Drukerman's book explores the vast differences between French and American mothers from a first person perspective, as she is raising her three children in France.  Here are some of my take-aways from Bringing Up Bébé:

  1. Guilt:  French moms generally accept that there is no perfect mother, and so they simply do their best (which generally does not include breast feeding).  One French mother even wrote a book entitled La Mère Partaite, C'est vous! (the perfect mother is you).  During trips back to America Druckerman noticed many mothers constantly repeating the phrase 'I'm a bad mother' as a way to explain to themselves why they didn't let their child sign up for yet another after-school activity that may or may not have been his ticket to an ivy-league school acceptance.
  2. Patience:  Based on Druckerman's account, French children are more patient because their patience training began on Day 1.  For example, French babies generally sleep through the night much earlier than American babies because their mothers 'pause' before tending to them.  When they get a little fussy, day or night, French mothers don't rush over to console the baby - they wait 5 to 10 minutes.  This pause allegedly gives the sleeping baby time to move from one sleep cycle to the next without being jolted out of sleep entirely.  The pause allows the anxiety-ridden baby to self-soothe.  Druckerman says that French parents feel that this teaches children to deal with a little bit of frustration and, in so doing, teaches them patience.  "If parents do The Pause in a baby's first two months, the baby can learn to fall back to sleep on his own," Druckerman says.  This is based on the idea that even young babies are capable of learning things.                                                                                                                                         Also, French kids aren't allowed gobble food all day long.  They have a set snack-time, called a goûter, around 4:00, but that is their only snack.  French mommies don't carry snacks with them.  They expect their children to wait until the prescribed mealtimes just as adults do.     
  3. Preservation of The Self:  French mothers preserve the self by going back to work, not breast feeding (I find this one particularly bold), by not becoming 'maman-taxi', by sending their kids to stay at grandma's house while she goes on a romantic vacation with her husband (sans guilt), and by not narrating their children's playtime.  You would never hear a maman française say that she doesn't have time to read a book or to go to lunch with girlfriends.  

Druckerman certainly acknowledges that her points are based on her personal experience and the experiences of those around her.  There are of course outliers on both sides of the Atlantic.  She writes about what she has learned about French mothers' cadre, or frame, for raising children.
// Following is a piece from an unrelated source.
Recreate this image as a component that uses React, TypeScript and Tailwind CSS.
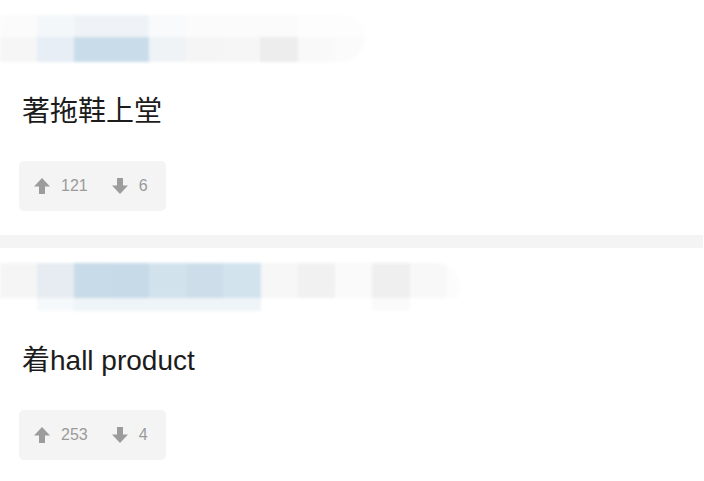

American mothers (myself included) see pregnancy and parenting as the supreme project for which there are specific elements that dictate one's 'success' or 'failure' as a parent.  Bringing Up Bébé offers some perspective and a calmer approach to parenting that seems absolutely delightful.  Druckerman's writing is well researched while remaining funny and light-hearted.

Pamela Druckerman with her three children.  The boys are twins.  They call the girl 'Bean' after the chic ecru-colored beanie that the French hospital supplied her when she was born.